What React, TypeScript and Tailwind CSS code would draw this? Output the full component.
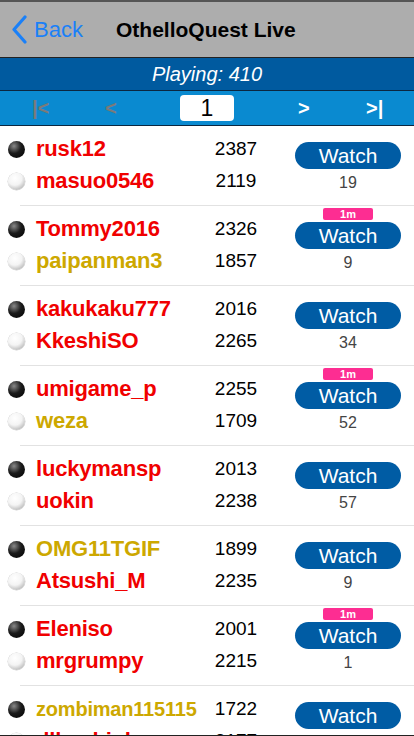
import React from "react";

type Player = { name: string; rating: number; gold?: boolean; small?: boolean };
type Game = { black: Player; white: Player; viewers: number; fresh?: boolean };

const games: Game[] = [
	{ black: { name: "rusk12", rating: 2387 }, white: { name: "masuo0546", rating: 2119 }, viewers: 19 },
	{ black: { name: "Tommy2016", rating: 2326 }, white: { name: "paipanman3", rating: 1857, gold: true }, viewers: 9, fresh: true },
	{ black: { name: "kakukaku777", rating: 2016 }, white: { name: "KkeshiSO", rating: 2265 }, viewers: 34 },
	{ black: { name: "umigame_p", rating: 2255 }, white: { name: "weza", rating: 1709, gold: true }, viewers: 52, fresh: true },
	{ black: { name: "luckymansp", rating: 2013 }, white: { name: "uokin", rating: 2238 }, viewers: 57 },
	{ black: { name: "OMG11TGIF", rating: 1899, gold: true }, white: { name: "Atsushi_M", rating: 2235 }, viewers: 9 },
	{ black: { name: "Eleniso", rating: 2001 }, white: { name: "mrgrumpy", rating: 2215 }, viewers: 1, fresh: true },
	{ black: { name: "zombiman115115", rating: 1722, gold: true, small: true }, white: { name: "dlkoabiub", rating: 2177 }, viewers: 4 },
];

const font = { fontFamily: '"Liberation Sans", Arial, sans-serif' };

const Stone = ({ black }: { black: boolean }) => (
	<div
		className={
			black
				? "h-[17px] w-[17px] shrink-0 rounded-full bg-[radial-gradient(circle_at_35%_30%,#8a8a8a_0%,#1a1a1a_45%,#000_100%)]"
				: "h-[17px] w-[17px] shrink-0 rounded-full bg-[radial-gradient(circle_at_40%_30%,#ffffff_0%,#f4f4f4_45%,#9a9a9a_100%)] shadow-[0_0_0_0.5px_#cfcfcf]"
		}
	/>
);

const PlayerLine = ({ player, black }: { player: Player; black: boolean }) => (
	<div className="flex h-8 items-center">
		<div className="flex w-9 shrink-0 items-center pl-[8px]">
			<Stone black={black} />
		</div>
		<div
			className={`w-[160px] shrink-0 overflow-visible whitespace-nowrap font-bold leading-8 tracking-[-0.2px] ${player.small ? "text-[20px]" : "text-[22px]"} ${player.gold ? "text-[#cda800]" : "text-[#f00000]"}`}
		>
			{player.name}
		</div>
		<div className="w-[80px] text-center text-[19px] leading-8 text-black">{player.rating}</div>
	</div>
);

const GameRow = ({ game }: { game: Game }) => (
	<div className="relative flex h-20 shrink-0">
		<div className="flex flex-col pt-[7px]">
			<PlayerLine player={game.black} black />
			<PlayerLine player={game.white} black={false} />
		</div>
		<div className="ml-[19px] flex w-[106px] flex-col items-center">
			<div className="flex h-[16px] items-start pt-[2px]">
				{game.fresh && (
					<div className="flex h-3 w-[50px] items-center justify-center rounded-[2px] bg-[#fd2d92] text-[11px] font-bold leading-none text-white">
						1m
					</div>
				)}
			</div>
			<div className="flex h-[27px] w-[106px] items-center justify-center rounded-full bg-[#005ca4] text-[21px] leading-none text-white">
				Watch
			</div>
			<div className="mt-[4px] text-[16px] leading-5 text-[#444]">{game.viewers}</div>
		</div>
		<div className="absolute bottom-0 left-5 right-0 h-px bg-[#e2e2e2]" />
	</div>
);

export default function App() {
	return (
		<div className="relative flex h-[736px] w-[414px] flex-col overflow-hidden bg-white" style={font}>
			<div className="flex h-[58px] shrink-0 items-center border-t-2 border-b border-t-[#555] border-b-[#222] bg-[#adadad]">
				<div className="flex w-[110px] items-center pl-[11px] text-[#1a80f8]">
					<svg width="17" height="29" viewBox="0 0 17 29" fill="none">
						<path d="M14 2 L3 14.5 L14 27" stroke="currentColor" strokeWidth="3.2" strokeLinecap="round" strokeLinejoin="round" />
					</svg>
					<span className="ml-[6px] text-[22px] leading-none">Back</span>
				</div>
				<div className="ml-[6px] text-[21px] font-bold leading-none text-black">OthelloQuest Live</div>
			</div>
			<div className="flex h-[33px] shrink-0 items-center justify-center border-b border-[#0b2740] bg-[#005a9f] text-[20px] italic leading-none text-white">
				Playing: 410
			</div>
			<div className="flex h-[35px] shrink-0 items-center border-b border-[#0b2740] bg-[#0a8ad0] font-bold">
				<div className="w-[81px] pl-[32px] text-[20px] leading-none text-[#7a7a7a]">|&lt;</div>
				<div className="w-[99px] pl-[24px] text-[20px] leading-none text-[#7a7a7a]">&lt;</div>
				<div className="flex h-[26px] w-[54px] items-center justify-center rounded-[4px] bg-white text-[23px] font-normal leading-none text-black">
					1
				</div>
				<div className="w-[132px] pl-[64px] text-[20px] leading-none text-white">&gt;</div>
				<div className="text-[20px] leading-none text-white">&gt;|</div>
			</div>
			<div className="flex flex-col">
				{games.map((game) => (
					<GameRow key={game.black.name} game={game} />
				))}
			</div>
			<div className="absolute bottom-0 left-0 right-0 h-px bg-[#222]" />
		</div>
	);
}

====

[What you should do]: Could you repeat all of the material exactly? Pictures should not be copied.

[Correct output]:
What React, TypeScript and Tailwind CSS code would draw this? Output the full component.
import React from "react";

type Player = { name: string; rating: number; gold?: boolean; small?: boolean };
type Game = { black: Player; white: Player; viewers: number; fresh?: boolean };

const games: Game[] = [
	{ black: { name: "rusk12", rating: 2387 }, white: { name: "masuo0546", rating: 2119 }, viewers: 19 },
	{ black: { name: "Tommy2016", rating: 2326 }, white: { name: "paipanman3", rating: 1857, gold: true }, viewers: 9, fresh: true },
	{ black: { name: "kakukaku777", rating: 2016 }, white: { name: "KkeshiSO", rating: 2265 }, viewers: 34 },
	{ black: { name: "umigame_p", rating: 2255 }, white: { name: "weza", rating: 1709, gold: true }, viewers: 52, fresh: true },
	{ black: { name: "luckymansp", rating: 2013 }, white: { name: "uokin", rating: 2238 }, viewers: 57 },
	{ black: { name: "OMG11TGIF", rating: 1899, gold: true }, white: { name: "Atsushi_M", rating: 2235 }, viewers: 9 },
	{ black: { name: "Eleniso", rating: 2001 }, white: { name: "mrgrumpy", rating: 2215 }, viewers: 1, fresh: true },
	{ black: { name: "zombiman115115", rating: 1722, gold: true, small: true }, white: { name: "dlkoabiub", rating: 2177 }, viewers: 4 },
];

const font = { fontFamily: '"Liberation Sans", Arial, sans-serif' };

const Stone = ({ black }: { black: boolean }) => (
	<div
		className={
			black
				? "h-[17px] w-[17px] shrink-0 rounded-full bg-[radial-gradient(circle_at_35%_30%,#8a8a8a_0%,#1a1a1a_45%,#000_100%)]"
				: "h-[17px] w-[17px] shrink-0 rounded-full bg-[radial-gradient(circle_at_40%_30%,#ffffff_0%,#f4f4f4_45%,#9a9a9a_100%)] shadow-[0_0_0_0.5px_#cfcfcf]"
		}
	/>
);

const PlayerLine = ({ player, black }: { player: Player; black: boolean }) => (
	<div className="flex h-8 items-center">
		<div className="flex w-9 shrink-0 items-center pl-[8px]">
			<Stone black={black} />
		</div>
		<div
			className={`w-[160px] shrink-0 overflow-visible whitespace-nowrap font-bold leading-8 tracking-[-0.2px] ${player.small ? "text-[20px]" : "text-[22px]"} ${player.gold ? "text-[#cda800]" : "text-[#f00000]"}`}
		>
			{player.name}
		</div>
		<div className="w-[80px] text-center text-[19px] leading-8 text-black">{player.rating}</div>
	</div>
);

const GameRow = ({ game }: { game: Game }) => (
	<div className="relative flex h-20 shrink-0">
		<div className="flex flex-col pt-[7px]">
			<PlayerLine player={game.black} black />
			<PlayerLine player={game.white} black={false} />
		</div>
		<div className="ml-[19px] flex w-[106px] flex-col items-center">
			<div className="flex h-[16px] items-start pt-[2px]">
				{game.fresh && (
					<div className="flex h-3 w-[50px] items-center justify-center rounded-[2px] bg-[#fd2d92] text-[11px] font-bold leading-none text-white">
						1m
					</div>
				)}
			</div>
			<div className="flex h-[27px] w-[106px] items-center justify-center rounded-full bg-[#005ca4] text-[21px] leading-none text-white">
				Watch
			</div>
			<div className="mt-[4px] text-[16px] leading-5 text-[#444]">{game.viewers}</div>
		</div>
		<div className="absolute bottom-0 left-5 right-0 h-px bg-[#e2e2e2]" />
	</div>
);

export default function App() {
	return (
		<div className="relative flex h-[736px] w-[414px] flex-col overflow-hidden bg-white" style={font}>
			<div className="flex h-[58px] shrink-0 items-center border-t-2 border-b border-t-[#555] border-b-[#222] bg-[#adadad]">
				<div className="flex w-[110px] items-center pl-[11px] text-[#1a80f8]">
					<svg width="17" height="29" viewBox="0 0 17 29" fill="none">
						<path d="M14 2 L3 14.5 L14 27" stroke="currentColor" strokeWidth="3.2" strokeLinecap="round" strokeLinejoin="round" />
					</svg>
					<span className="ml-[6px] text-[22px] leading-none">Back</span>
				</div>
				<div className="ml-[6px] text-[21px] font-bold leading-none text-black">OthelloQuest Live</div>
			</div>
			<div className="flex h-[33px] shrink-0 items-center justify-center border-b border-[#0b2740] bg-[#005a9f] text-[20px] italic leading-none text-white">
				Playing: 410
			</div>
			<div className="flex h-[35px] shrink-0 items-center border-b border-[#0b2740] bg-[#0a8ad0] font-bold">
				<div className="w-[81px] pl-[32px] text-[20px] leading-none text-[#7a7a7a]">|&lt;</div>
				<div className="w-[99px] pl-[24px] text-[20px] leading-none text-[#7a7a7a]">&lt;</div>
				<div className="flex h-[26px] w-[54px] items-center justify-center rounded-[4px] bg-white text-[23px] font-normal leading-none text-black">
					1
				</div>
				<div className="w-[132px] pl-[64px] text-[20px] leading-none text-white">&gt;</div>
				<div className="text-[20px] leading-none text-white">&gt;|</div>
			</div>
			<div className="flex flex-col">
				{games.map((game) => (
					<GameRow key={game.black.name} game={game} />
				))}
			</div>
			<div className="absolute bottom-0 left-0 right-0 h-px bg-[#222]" />
		</div>
	);
}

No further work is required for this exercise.